# new guy !



## rizer (Feb 16, 2009)

What's up folks? I'm new to this scene. I've been grillin for a few months. Today I paid $20 for a used Brinkmann smoker and don't know haow to use it. It has a bowl on the bottom, 1 in the middle and the rack on top? Any ideas ?? Lol


----------



## pineywoods (Feb 16, 2009)

Welcome to SMF glad you joined us. Not familiar with that smoker but I'm sure someone that is will be along to answer your questions. Have fun and happy smoking


----------



## bwsmith_2000 (Feb 16, 2009)

Greetings! 
     I'm not familiar with that smoker but I'd just like to say welcome to the SMF. I'm using a stainless steel big block GOSM gas/wood smoker and a Silver Smoker stick burner and loving the results. However, with all the talk about the UDS (Ugly Drum Smoker), I'm seriously considering building one. It just seems to me that with all those terrific juices dropping from the meat that the flavor would have to be enhanced by the juices dropping onto coals and then the flavor fed back into the meat. I'm thinking that it might be worth the cost of building a UDS anyway. But I digress ....... again, welcome to the SMF and I wish you well in your new hobby.
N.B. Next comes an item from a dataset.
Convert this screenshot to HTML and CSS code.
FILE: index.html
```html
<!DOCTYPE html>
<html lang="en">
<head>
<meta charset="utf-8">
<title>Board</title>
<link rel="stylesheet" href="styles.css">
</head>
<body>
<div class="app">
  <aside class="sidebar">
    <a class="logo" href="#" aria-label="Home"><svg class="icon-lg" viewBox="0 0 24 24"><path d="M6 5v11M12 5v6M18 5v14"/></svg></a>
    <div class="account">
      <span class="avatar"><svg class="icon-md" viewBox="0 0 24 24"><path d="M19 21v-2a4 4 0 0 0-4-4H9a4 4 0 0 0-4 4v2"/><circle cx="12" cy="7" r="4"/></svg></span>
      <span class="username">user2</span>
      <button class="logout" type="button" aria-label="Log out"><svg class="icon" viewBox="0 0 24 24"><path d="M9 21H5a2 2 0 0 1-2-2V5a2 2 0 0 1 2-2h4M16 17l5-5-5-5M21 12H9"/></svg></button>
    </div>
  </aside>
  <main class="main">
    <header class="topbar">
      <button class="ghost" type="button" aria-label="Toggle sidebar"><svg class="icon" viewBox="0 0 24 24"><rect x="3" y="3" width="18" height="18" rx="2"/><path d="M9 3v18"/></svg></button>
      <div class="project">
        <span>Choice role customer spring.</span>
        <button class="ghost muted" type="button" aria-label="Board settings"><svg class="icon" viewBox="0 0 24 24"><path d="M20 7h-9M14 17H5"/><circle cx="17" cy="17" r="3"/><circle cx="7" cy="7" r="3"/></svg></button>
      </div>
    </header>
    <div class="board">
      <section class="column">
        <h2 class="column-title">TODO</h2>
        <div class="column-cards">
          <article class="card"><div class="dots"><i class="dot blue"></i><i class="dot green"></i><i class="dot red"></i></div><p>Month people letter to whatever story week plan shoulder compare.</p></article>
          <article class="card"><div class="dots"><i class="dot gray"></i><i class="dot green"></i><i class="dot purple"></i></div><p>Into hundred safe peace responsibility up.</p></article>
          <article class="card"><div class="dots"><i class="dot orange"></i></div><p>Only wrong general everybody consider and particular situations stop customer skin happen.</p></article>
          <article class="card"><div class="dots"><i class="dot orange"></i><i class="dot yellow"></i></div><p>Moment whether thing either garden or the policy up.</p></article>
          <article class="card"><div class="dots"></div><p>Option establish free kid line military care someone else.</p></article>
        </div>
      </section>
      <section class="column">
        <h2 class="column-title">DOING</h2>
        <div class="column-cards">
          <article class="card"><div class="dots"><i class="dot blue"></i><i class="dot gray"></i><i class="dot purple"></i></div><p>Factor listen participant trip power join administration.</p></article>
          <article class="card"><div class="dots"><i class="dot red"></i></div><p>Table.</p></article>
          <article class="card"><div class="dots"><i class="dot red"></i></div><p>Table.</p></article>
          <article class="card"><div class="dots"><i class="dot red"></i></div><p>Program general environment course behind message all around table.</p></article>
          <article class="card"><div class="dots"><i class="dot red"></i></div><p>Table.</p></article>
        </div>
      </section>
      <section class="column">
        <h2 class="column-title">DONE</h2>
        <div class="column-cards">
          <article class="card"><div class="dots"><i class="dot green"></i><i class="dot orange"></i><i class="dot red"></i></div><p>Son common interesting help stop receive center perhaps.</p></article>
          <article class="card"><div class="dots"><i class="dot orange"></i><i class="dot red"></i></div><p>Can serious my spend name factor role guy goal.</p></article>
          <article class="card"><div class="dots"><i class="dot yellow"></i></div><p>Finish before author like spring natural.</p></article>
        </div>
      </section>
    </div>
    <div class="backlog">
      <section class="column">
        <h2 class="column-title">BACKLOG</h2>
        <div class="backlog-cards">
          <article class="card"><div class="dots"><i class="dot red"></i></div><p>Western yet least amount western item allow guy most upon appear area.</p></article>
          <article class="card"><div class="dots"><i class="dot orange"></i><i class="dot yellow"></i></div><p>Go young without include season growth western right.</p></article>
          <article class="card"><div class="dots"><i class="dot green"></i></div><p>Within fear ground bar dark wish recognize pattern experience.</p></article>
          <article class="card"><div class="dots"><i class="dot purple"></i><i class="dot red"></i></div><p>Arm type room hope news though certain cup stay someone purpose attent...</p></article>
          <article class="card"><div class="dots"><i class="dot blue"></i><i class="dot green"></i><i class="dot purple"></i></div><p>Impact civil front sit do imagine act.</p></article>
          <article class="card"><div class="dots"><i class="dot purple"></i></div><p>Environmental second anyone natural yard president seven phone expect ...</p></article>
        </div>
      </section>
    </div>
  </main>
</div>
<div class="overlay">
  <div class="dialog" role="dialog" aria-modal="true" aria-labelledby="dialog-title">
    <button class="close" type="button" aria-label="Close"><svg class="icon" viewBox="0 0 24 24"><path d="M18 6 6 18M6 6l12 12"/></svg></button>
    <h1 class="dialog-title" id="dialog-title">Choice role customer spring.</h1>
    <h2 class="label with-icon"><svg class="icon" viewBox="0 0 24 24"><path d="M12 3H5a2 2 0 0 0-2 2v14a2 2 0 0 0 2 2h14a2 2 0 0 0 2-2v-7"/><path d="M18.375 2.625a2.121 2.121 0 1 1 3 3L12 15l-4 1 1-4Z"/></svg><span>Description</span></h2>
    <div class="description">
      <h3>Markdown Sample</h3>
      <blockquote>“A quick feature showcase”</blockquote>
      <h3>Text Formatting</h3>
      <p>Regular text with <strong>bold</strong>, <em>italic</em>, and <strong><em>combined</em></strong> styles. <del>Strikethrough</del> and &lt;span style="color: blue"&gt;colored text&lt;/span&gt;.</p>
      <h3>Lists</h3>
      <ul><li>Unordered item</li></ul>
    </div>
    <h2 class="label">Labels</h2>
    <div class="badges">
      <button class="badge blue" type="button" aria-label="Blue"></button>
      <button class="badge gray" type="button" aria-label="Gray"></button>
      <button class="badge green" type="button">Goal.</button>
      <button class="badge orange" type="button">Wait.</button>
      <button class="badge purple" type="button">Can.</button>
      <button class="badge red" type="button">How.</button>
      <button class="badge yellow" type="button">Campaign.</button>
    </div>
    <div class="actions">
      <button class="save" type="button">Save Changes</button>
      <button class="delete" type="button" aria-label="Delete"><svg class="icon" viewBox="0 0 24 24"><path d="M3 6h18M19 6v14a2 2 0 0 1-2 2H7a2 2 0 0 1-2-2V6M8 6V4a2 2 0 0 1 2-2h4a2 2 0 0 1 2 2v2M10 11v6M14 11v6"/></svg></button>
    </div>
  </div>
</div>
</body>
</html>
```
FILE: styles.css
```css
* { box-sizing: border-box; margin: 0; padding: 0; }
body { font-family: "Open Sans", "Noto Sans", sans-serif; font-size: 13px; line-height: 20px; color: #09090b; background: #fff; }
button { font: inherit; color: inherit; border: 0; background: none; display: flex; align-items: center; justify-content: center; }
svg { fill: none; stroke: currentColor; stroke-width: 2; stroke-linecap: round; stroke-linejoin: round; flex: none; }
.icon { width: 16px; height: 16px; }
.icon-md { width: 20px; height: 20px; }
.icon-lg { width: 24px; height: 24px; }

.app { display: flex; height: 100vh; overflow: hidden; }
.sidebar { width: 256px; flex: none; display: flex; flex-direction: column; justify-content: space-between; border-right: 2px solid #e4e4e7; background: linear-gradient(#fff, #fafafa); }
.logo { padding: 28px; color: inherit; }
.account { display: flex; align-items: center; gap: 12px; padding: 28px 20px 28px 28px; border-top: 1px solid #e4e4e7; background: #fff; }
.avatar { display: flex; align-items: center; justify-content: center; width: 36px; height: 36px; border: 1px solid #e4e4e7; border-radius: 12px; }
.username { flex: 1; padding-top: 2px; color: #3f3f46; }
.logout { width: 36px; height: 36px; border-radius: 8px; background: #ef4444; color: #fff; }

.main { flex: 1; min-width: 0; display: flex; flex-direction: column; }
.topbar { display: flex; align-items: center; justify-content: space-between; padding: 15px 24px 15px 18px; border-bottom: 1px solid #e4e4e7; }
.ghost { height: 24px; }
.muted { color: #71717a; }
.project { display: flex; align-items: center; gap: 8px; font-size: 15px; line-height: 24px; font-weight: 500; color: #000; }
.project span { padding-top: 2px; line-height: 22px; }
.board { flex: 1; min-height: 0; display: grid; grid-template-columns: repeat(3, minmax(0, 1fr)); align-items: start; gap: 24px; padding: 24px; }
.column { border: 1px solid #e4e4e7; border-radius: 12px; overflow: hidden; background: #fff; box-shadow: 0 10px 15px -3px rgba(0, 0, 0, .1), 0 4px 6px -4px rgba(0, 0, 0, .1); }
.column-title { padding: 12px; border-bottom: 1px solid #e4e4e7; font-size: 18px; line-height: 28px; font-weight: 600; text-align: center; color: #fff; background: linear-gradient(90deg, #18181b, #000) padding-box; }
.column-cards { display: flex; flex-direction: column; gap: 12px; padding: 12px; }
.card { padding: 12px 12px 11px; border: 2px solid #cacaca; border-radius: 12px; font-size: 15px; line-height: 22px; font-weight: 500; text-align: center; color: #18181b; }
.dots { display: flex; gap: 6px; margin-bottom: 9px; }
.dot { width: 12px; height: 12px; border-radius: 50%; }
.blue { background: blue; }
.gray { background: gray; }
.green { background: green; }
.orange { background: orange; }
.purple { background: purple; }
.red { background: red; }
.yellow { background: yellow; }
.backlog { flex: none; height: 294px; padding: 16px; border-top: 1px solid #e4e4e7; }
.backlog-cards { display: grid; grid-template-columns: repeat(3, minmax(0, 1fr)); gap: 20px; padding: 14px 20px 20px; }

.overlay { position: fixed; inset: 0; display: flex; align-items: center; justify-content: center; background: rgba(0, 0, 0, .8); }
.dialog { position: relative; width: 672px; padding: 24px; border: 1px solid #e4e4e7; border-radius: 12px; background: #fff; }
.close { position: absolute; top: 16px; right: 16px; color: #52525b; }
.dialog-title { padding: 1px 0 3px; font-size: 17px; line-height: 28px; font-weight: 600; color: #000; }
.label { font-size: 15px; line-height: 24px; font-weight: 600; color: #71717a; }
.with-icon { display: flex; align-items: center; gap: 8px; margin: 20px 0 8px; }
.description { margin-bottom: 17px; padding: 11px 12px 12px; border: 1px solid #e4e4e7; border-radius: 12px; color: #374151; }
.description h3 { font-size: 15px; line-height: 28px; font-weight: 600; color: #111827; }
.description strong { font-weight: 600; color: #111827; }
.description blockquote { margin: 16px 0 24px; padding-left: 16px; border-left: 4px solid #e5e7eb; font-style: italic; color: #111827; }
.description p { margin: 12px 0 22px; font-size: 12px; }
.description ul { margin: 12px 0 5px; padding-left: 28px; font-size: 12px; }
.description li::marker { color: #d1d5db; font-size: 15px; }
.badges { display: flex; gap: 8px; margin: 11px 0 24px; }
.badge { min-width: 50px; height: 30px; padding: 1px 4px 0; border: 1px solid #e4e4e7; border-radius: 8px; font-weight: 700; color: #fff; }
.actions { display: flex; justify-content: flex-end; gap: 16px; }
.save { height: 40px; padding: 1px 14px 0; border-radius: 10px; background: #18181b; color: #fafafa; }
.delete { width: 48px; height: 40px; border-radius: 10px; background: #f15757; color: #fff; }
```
Take it from me ...... it's adicting and even the mistakes are usually pretty good.


----------



## saltbranch (Feb 16, 2009)

Welcome from another newbie, just read all you can. You WILL make the best Q from the info here. I know I have.


----------



## cowgirl (Feb 16, 2009)

Welcome to the forum Rizer!


----------



## jamesb (Feb 16, 2009)

Welcome to the forum!


----------



## bassman (Feb 16, 2009)

Welcome to the SMF.  Glad to have you aboard.


----------



## fired up (Feb 16, 2009)

Welcome aboard!


----------



## irishteabear (Feb 16, 2009)

Welcome to SMF.  Take a look around at all the information that is available to you here.  Ask questions.  The poeple here are very helpful. :D


----------



## gooose53 (Feb 16, 2009)

Welcome to the SMF family!!


----------



## smokingscooby (Feb 16, 2009)

Welcome to the forum! Look around and enjoy!!


----------



## grothe (Feb 16, 2009)

Welcome to SMF Rizer!!

Is this what you're lookin for??

http://www.brinkmann.net/Docs/Pdf/810-5301-C.pdf


----------



## BandCollector (Feb 16, 2009)

Welcome from Pittsburgh, PA


----------



## rejii (Feb 16, 2009)

Congradulation you made the right decission searching on here for any smoking answers


----------



## bmudd14474 (Feb 16, 2009)

Welcome to SMF from Northern California.


----------



## richoso1 (Feb 17, 2009)

Hello Rizer, and welcome to the SMF. If you don't know the model of that Brinkman, how about some pics? It might gice us a clue as how to help you.


----------



## mnola917 (Feb 17, 2009)

hey, welcome to the forum!  I hope you enjoy your beginnings to smoking as much as I have.


----------



## carpetride (Feb 17, 2009)

Welcome aboard!


----------



## eman (Feb 17, 2009)

Don't know which ECB ya have. But,
 The bottom bowl is for the charcoal (may want to drill 8- 1/2 in . holes arond the bottom to improve air flow to your coals).
 The next bowl up is the water pan.
(line this one w/ foil for easy cleaning).
 You can put water , apple juice or any non flamable liquid that you want to flavor your meat w/ in this pan.
 Most ECB  i have seen have two racks for the meat.( but i aint seen everything) so the rack is to place your meat on to smoke.
 Make sure and take jeffs free 5 day online smoking course it will teach ya the basics.
  Good Smokes,  Bob


----------



## bigbaldbbq (Feb 17, 2009)

Welcome to smf you will learn a lot here!


----------



## azrocker (Feb 17, 2009)

Eman has the low down. I started with one of these and found it to be a reliable smoker for many years. When I burnt one out my friend bought me another so I would keep smoking. If you have the round one the doors can be a problem. Seems they are not big enough. All in all I liked mine. I even stacked one on the other to build a column. Strange but it worked.


----------